19. The method according to claim 1, wherein the recipient(s)
indicated by the user is/are compared to the identified
recipients.
20. The method according to claim 19, wherein recipients as
indicated by the user are corrected according to their identified
probability, or in that the user is indicated the deviation in an
appropriate way.
21. An apparatus for identifying potential recipients of a message,
comprising: an analyzer for analyzing the content of the message;
and a classifier for classifying the message based on the result of
the analysis to identify a potential recipient or a group of
potential recipients from a list of recipients.
Description
BACKGROUND OF THE INVENTION
[0001] 1. Field of the Invention
[0002] The present invention relates to a method for identifying
potential recipients of a message, wherein the message comprises
basically a text message and wherein the message is in electronic
form.
[0003] 2. Description of the Related Art
[0004] Written messages are common and important tools for human
communication. Besides printed messages in form of letters, faxes
or similar messages, messages in electronic form have been
increasing in number. Only to give some examples, electronic mail
(e-mail), SMS (short message service), instant massaging or fora in
the Internet should be mentioned. Every message is created by an
author and transmitted to one or more recipients. For sending, the
respective correct identifier of the recipient(s) is necessary. For
an e-mail, the correct e-mail address has to be inserted, for an
SMS it has to be the corresponding phone number.
[0005] In order to simplify the insertion of the respective
identifiers, phone and/or address books are commonly kept. Here,
the identifiers are entered once in a list, a database or
comparable means. When retrieving the stored information, only the
requested entry needs to be selected from the phone/address book.
If there are many entries in the phone/address book, searching for
the correct recipient identifier can become time-consuming.
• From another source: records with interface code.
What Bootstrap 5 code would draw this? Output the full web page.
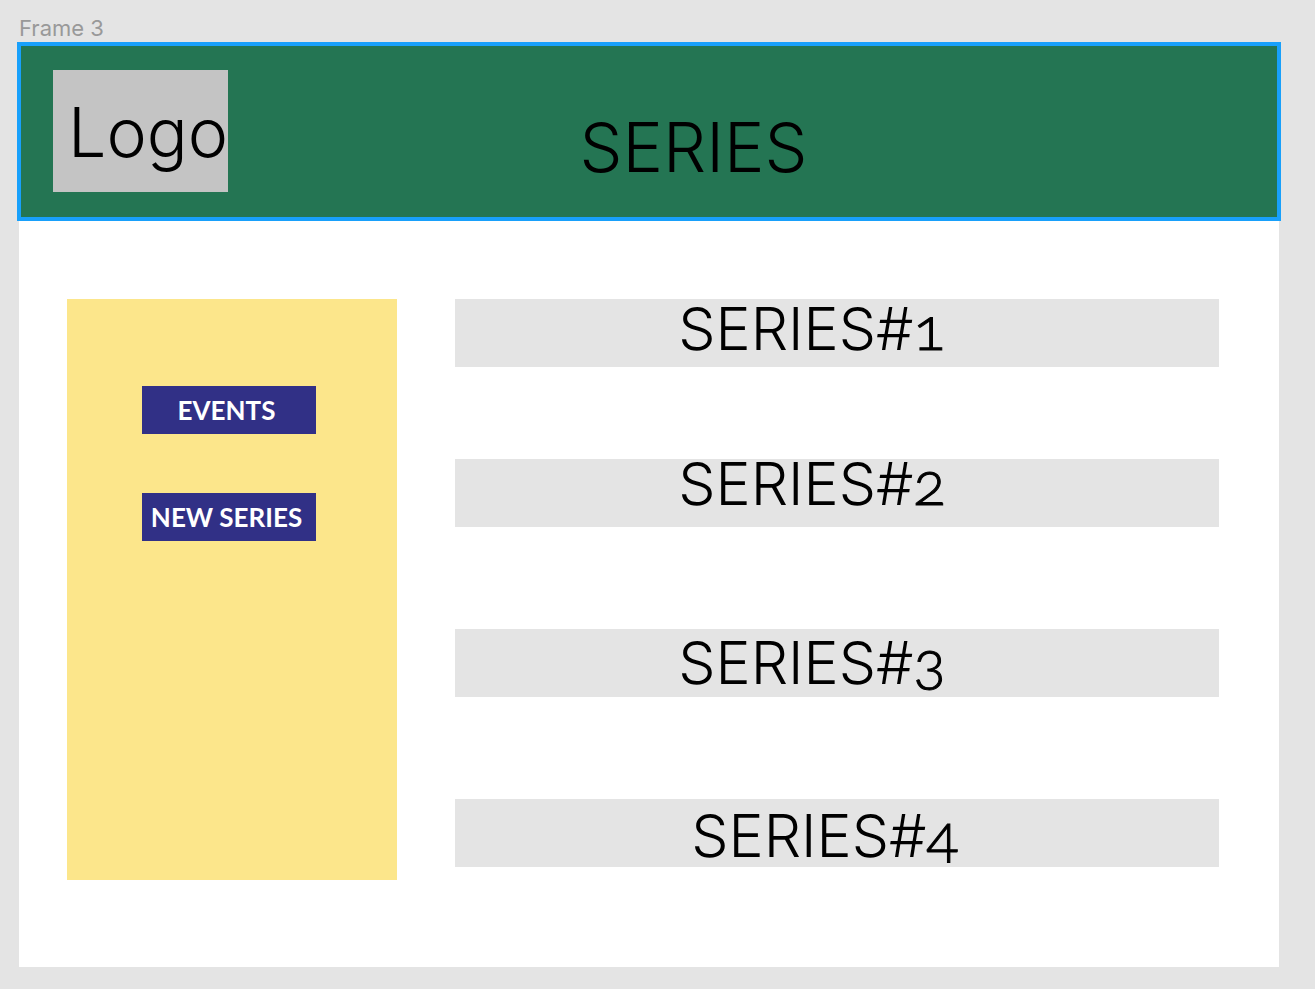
<!DOCTYPE html>
<html lang="en">
<head>
<meta charset="utf-8">
<meta name="viewport" content="width=device-width, initial-scale=1">
<title>Series</title>
<link href="https://cdn.jsdelivr.net/npm/bootstrap@5.3.0/dist/css/bootstrap.min.css" rel="stylesheet">
<style>
body { background: #e4e4e4; color: #000; font-family: Inter, sans-serif; }
.canvas { padding: 12px 36px 22px 19px; }
.frame-label { font-size: 22px; line-height: 32px; color: #999; }
.frame { min-height: calc(100vh - 66px); }
.site-header { min-height: 175px; padding: 26px 34px; background: #247553; outline: 4px solid #18a0fb; outline-offset: -2px; }
.logo { width: 175px; height: 122px; padding-left: 15px; background: #c4c4c4; color: #000; font-size: 68px; font-weight: 300; line-height: 124px; }
.page-title { font-size: 68px; font-weight: 300; line-height: 78px; padding: 38px 86px 0 0; }
.layout { display: grid; grid-template-columns: 330fr 764fr; column-gap: 58px; padding: 80px 60px 87px 48px; }
.side { min-height: 581px; padding: 87px 6px 0 0; gap: 59px; background: #fce68b; }
.side .btn { width: 174px; height: 48px; padding: 0 5px 0 0; background: #313086; color: #fff; font-family: Lato, sans-serif; font-size: 26px; font-weight: 700; line-height: 46px; }
.series { gap: 102px; }
.series-item { height: 68px; padding-right: 50px; background: #e4e4e4; color: #000; font-size: 59px; font-weight: 300; line-height: 60px; }
.series-item span { font-family: Lato, sans-serif; font-size: 60px; line-height: 1px; font-variant-numeric: oldstyle-nums; -webkit-text-stroke: 1px #000; }
.raised { margin-bottom: -10px; }
.high { line-height: 50px; }
.low { line-height: 68px; }
.lowest { line-height: 74px; padding-right: 24px; }
</style>
</head>
<body>
<div class="canvas">
  <div class="frame-label">Frame 3</div>
  <div class="frame bg-white">
    <header class="site-header d-flex">
      <a href="#" class="logo flex-shrink-0 text-decoration-none text-nowrap">Logo</a>
      <h1 class="page-title flex-grow-1 text-center mb-0">SERIES</h1>
    </header>
    <div class="layout">
      <aside class="side d-flex flex-column align-items-center">
        <button type="button" class="btn border-0 rounded-0 text-nowrap">EVENTS</button>
        <button type="button" class="btn border-0 rounded-0 text-nowrap">NEW SERIES</button>
      </aside>
      <main class="series d-flex flex-column">
        <a href="#" class="series-item raised d-block text-center text-decoration-none text-nowrap">SERIES#<span>1</span></a>
        <a href="#" class="series-item high d-block text-center text-decoration-none text-nowrap">SERIES#<span>2</span></a>
        <a href="#" class="series-item low d-block text-center text-decoration-none text-nowrap">SERIES#<span>3</span></a>
        <a href="#" class="series-item lowest d-block text-center text-decoration-none text-nowrap">SERIES#<span>4</span></a>
      </main>
    </div>
  </div>
</div>
<script src="https://cdn.jsdelivr.net/npm/bootstrap@5.3.0/dist/js/bootstrap.bundle.min.js"></script>
</body>
</html>
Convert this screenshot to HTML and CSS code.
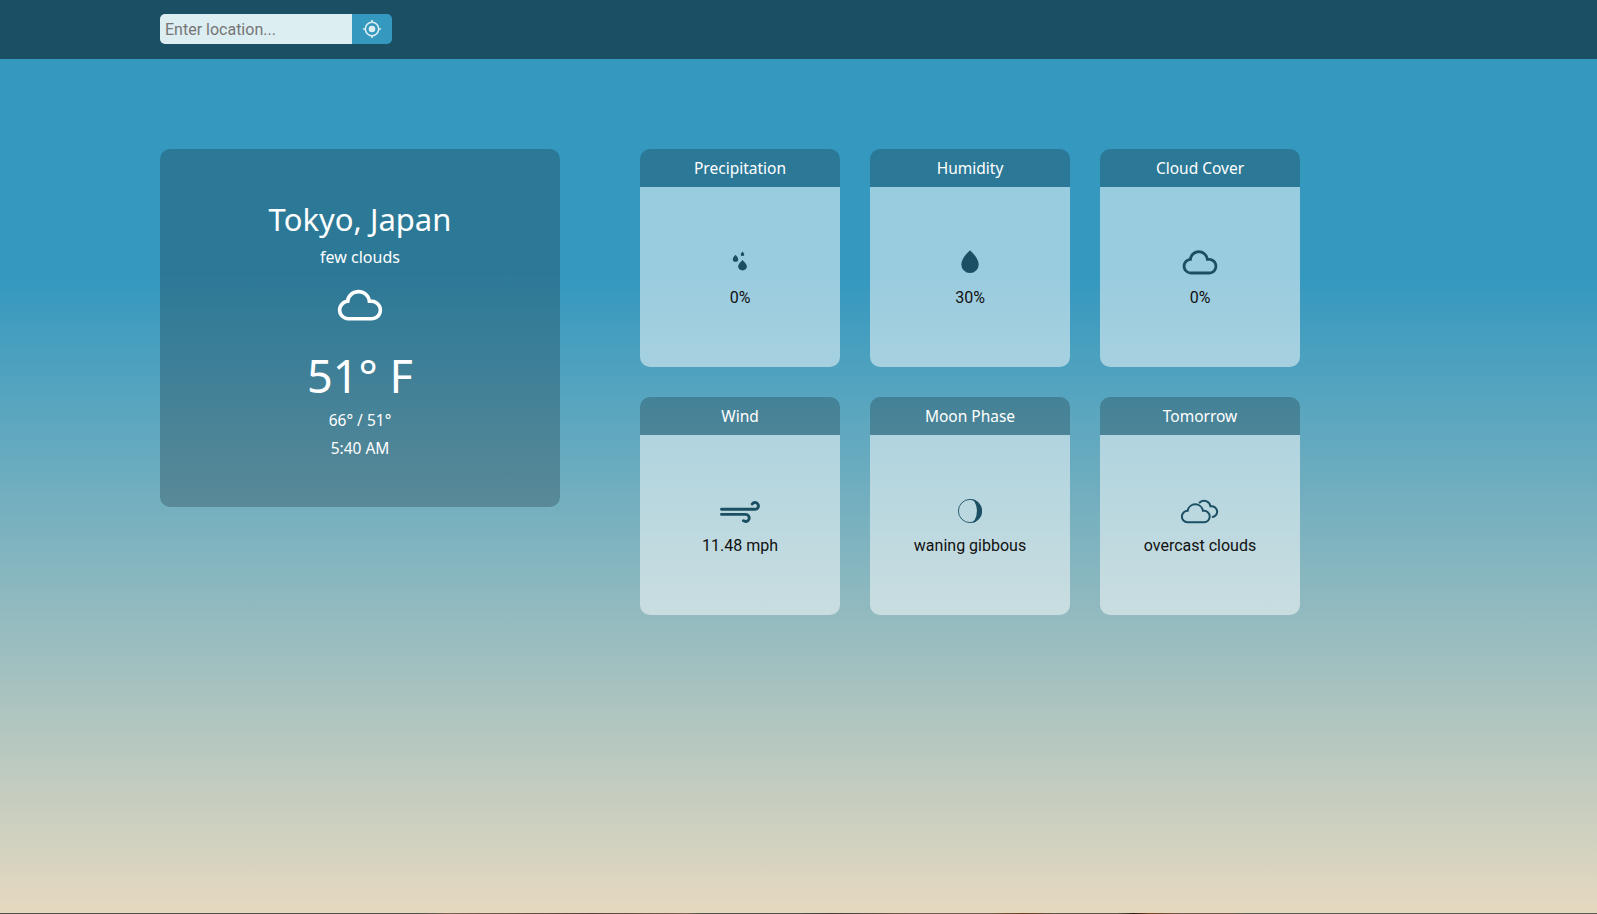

[0006] For this reason, many of the currently available e-mail
programs offer an automatic completion of the e-mail address. The
user has to insert the first characters of the email address into
the address field and receives from the program address suggestions
that start with the indicated series of characters. The problem
here is that the user has to know rather exactly the respective
address.
[0007] Attributed to the different strategies by which e-mail
addresses are created, this possibly becomes difficult. If,
additionally, such a particular e-mail address is very seldom
utilized by the user, this automatic completion becomes practically
useless, because the user will not remember the address. In
addition, such automatic completions are error prone in the sense
that a user tends to overlook words if the displayed entry is
similar to the expected entry. If you are in a hurry, it can happen
that an e-mail is unintentionally sent to a wrong recipient.
SUMMARY OF THE INVENTION
[0008] Hence, the present invention is based on the task to design
and further develop a method of the above-mentioned kind for
identifying potential recipients in such a way that a possibly easy
usability, user-friendliness and error detection when selecting one
or more recipients can be achieved.
[0009] According to the invention, the task mentioned above is
solved by a method showing the characteristics of claim 1.
According to this, such a method is characterized in that the
content of the message undergoes a text analysis and based on the
result of the text analysis a potential recipient or a group of
potential recipients are identified from a list of recipients.
[0010] According to the invention, it has first been recognized
that every message varies in its style and subject depending on the
respective recipient and that this information can be considered
when identifying potential recipients. Business correspondence is
rather likely to be in a more formal style and will rather refer to
work-specific contents. Moreover, the correspondence addressing a
business partner will be more formal than a message to a colleague.
Such differences also occur in private life.
[0011] According to the invention, it has been recognized that this
information can be considered for identifying potential recipients.
To do so, the content of the message undergoes a text analysis and
the result of the text analysis is used to identify one or more
potential recipients. For this end, recipients or a group of
recipients are correspondingly selected from a list of
recipients.
[0012] A list of recipients has to be understood here as a generic
term. A list can relate to only a listing of individual contact
information, but it can also comprise phone books, address books,
address data banks, or other means for storing contact identifiers.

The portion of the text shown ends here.